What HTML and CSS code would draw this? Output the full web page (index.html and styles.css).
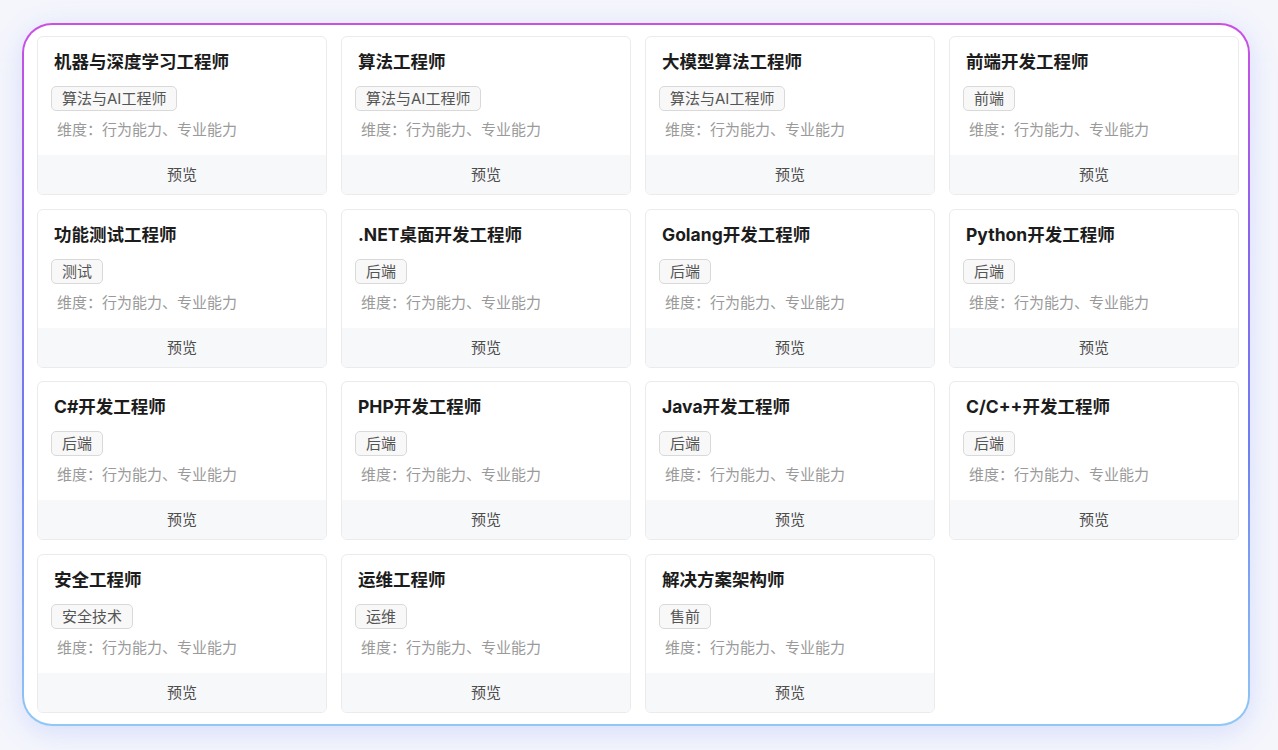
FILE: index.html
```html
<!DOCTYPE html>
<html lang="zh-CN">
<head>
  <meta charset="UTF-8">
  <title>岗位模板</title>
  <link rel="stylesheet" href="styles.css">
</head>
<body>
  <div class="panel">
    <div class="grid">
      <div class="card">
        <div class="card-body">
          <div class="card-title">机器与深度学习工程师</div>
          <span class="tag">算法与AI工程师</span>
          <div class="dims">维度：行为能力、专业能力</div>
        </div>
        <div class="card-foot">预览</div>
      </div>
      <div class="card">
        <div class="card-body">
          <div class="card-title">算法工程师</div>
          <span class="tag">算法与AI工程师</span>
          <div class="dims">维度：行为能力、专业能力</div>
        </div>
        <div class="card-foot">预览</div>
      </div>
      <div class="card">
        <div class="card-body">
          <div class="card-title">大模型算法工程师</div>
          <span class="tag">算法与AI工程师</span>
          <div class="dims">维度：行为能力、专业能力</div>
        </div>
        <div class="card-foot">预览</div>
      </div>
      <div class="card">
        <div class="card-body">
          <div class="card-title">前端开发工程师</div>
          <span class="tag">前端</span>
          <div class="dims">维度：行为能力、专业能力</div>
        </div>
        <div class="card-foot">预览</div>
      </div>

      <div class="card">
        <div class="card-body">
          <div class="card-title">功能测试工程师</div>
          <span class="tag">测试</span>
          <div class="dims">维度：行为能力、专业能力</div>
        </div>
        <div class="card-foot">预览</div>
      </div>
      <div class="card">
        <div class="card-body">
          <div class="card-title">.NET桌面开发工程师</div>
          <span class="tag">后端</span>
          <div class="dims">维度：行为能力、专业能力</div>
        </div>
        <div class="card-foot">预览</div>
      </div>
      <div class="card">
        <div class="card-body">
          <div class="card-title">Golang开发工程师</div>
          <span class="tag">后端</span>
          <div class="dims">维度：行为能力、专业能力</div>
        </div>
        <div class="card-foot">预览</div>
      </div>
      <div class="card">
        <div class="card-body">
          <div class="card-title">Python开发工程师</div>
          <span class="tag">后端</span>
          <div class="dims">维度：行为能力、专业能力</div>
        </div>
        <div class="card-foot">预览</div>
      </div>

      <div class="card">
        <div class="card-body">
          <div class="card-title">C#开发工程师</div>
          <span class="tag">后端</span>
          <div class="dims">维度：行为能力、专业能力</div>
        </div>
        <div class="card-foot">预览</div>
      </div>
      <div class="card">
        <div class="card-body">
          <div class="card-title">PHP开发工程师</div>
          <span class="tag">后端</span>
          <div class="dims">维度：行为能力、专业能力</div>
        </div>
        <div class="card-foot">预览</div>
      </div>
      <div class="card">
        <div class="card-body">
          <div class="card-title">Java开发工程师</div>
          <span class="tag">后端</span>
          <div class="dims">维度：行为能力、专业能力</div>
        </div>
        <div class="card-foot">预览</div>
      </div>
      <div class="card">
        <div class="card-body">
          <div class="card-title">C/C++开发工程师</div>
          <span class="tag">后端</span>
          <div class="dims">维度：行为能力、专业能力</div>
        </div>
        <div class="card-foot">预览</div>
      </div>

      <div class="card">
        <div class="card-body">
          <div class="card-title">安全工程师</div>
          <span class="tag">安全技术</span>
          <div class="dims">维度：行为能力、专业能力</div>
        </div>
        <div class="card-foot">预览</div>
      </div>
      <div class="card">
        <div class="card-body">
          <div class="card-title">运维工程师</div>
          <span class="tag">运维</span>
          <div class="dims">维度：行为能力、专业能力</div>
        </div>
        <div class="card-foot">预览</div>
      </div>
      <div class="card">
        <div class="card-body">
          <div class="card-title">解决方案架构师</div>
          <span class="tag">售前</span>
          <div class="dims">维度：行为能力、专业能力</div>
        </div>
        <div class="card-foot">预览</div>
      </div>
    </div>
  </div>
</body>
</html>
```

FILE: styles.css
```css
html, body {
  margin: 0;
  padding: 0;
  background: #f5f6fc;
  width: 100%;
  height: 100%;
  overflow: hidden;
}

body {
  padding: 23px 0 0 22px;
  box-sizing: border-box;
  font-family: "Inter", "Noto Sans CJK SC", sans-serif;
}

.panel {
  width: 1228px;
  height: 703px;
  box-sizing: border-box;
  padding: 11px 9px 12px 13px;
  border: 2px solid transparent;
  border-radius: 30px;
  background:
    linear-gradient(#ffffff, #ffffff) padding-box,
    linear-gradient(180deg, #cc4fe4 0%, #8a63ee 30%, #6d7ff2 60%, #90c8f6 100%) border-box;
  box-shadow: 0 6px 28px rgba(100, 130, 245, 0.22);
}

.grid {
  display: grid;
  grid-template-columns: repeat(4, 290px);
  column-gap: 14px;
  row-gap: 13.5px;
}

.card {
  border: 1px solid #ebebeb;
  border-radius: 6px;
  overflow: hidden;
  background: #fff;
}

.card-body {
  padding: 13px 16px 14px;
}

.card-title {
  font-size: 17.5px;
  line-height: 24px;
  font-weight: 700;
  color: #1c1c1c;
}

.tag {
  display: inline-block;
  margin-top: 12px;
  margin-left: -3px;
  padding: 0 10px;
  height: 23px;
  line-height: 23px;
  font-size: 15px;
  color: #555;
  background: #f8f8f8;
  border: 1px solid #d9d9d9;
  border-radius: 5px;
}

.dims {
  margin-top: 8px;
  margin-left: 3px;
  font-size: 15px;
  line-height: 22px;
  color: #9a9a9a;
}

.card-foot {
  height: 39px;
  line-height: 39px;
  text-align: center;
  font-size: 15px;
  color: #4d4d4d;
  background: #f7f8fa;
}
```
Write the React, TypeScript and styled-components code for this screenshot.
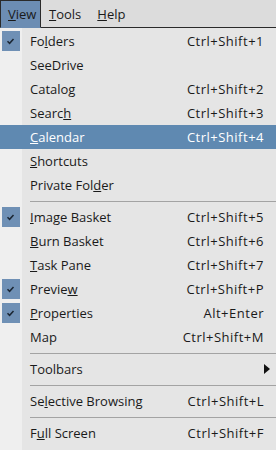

○ ○ ○ ○

Transcribe the records above exactly, leaving out every picture.

What HTML and CSS code would draw this? Output the full web page (index.html and styles.css).
FILE: index.html
```html
<!DOCTYPE html>
<html lang="zh-CN">
<head>
  <meta charset="UTF-8">
  <title>岗位模板</title>
  <link rel="stylesheet" href="styles.css">
</head>
<body>
  <div class="panel">
    <div class="grid">
      <div class="card">
        <div class="card-body">
          <div class="card-title">机器与深度学习工程师</div>
          <span class="tag">算法与AI工程师</span>
          <div class="dims">维度：行为能力、专业能力</div>
        </div>
        <div class="card-foot">预览</div>
      </div>
      <div class="card">
        <div class="card-body">
          <div class="card-title">算法工程师</div>
          <span class="tag">算法与AI工程师</span>
          <div class="dims">维度：行为能力、专业能力</div>
        </div>
        <div class="card-foot">预览</div>
      </div>
      <div class="card">
        <div class="card-body">
          <div class="card-title">大模型算法工程师</div>
          <span class="tag">算法与AI工程师</span>
          <div class="dims">维度：行为能力、专业能力</div>
        </div>
        <div class="card-foot">预览</div>
      </div>
      <div class="card">
        <div class="card-body">
          <div class="card-title">前端开发工程师</div>
          <span class="tag">前端</span>
          <div class="dims">维度：行为能力、专业能力</div>
        </div>
        <div class="card-foot">预览</div>
      </div>

      <div class="card">
        <div class="card-body">
          <div class="card-title">功能测试工程师</div>
          <span class="tag">测试</span>
          <div class="dims">维度：行为能力、专业能力</div>
        </div>
        <div class="card-foot">预览</div>
      </div>
      <div class="card">
        <div class="card-body">
          <div class="card-title">.NET桌面开发工程师</div>
          <span class="tag">后端</span>
          <div class="dims">维度：行为能力、专业能力</div>
        </div>
        <div class="card-foot">预览</div>
      </div>
      <div class="card">
        <div class="card-body">
          <div class="card-title">Golang开发工程师</div>
          <span class="tag">后端</span>
          <div class="dims">维度：行为能力、专业能力</div>
        </div>
        <div class="card-foot">预览</div>
      </div>
      <div class="card">
        <div class="card-body">
          <div class="card-title">Python开发工程师</div>
          <span class="tag">后端</span>
          <div class="dims">维度：行为能力、专业能力</div>
        </div>
        <div class="card-foot">预览</div>
      </div>

      <div class="card">
        <div class="card-body">
          <div class="card-title">C#开发工程师</div>
          <span class="tag">后端</span>
          <div class="dims">维度：行为能力、专业能力</div>
        </div>
        <div class="card-foot">预览</div>
      </div>
      <div class="card">
        <div class="card-body">
          <div class="card-title">PHP开发工程师</div>
          <span class="tag">后端</span>
          <div class="dims">维度：行为能力、专业能力</div>
        </div>
        <div class="card-foot">预览</div>
      </div>
      <div class="card">
        <div class="card-body">
          <div class="card-title">Java开发工程师</div>
          <span class="tag">后端</span>
          <div class="dims">维度：行为能力、专业能力</div>
        </div>
        <div class="card-foot">预览</div>
      </div>
      <div class="card">
        <div class="card-body">
          <div class="card-title">C/C++开发工程师</div>
          <span class="tag">后端</span>
          <div class="dims">维度：行为能力、专业能力</div>
        </div>
        <div class="card-foot">预览</div>
      </div>

      <div class="card">
        <div class="card-body">
          <div class="card-title">安全工程师</div>
          <span class="tag">安全技术</span>
          <div class="dims">维度：行为能力、专业能力</div>
        </div>
        <div class="card-foot">预览</div>
      </div>
      <div class="card">
        <div class="card-body">
          <div class="card-title">运维工程师</div>
          <span class="tag">运维</span>
          <div class="dims">维度：行为能力、专业能力</div>
        </div>
        <div class="card-foot">预览</div>
      </div>
      <div class="card">
        <div class="card-body">
          <div class="card-title">解决方案架构师</div>
          <span class="tag">售前</span>
          <div class="dims">维度：行为能力、专业能力</div>
        </div>
        <div class="card-foot">预览</div>
      </div>
    </div>
  </div>
</body>
</html>
```

FILE: styles.css
```css
html, body {
  margin: 0;
  padding: 0;
  background: #f5f6fc;
  width: 100%;
  height: 100%;
  overflow: hidden;
}

body {
  padding: 23px 0 0 22px;
  box-sizing: border-box;
  font-family: "Inter", "Noto Sans CJK SC", sans-serif;
}

.panel {
  width: 1228px;
  height: 703px;
  box-sizing: border-box;
  padding: 11px 9px 12px 13px;
  border: 2px solid transparent;
  border-radius: 30px;
  background:
    linear-gradient(#ffffff, #ffffff) padding-box,
    linear-gradient(180deg, #cc4fe4 0%, #8a63ee 30%, #6d7ff2 60%, #90c8f6 100%) border-box;
  box-shadow: 0 6px 28px rgba(100, 130, 245, 0.22);
}

.grid {
  display: grid;
  grid-template-columns: repeat(4, 290px);
  column-gap: 14px;
  row-gap: 13.5px;
}

.card {
  border: 1px solid #ebebeb;
  border-radius: 6px;
  overflow: hidden;
  background: #fff;
}

.card-body {
  padding: 13px 16px 14px;
}

.card-title {
  font-size: 17.5px;
  line-height: 24px;
  font-weight: 700;
  color: #1c1c1c;
}

.tag {
  display: inline-block;
  margin-top: 12px;
  margin-left: -3px;
  padding: 0 10px;
  height: 23px;
  line-height: 23px;
  font-size: 15px;
  color: #555;
  background: #f8f8f8;
  border: 1px solid #d9d9d9;
  border-radius: 5px;
}

.dims {
  margin-top: 8px;
  margin-left: 3px;
  font-size: 15px;
  line-height: 22px;
  color: #9a9a9a;
}

.card-foot {
  height: 39px;
  line-height: 39px;
  text-align: center;
  font-size: 15px;
  color: #4d4d4d;
  background: #f7f8fa;
}
```
Write the React, TypeScript and styled-components code for this screenshot.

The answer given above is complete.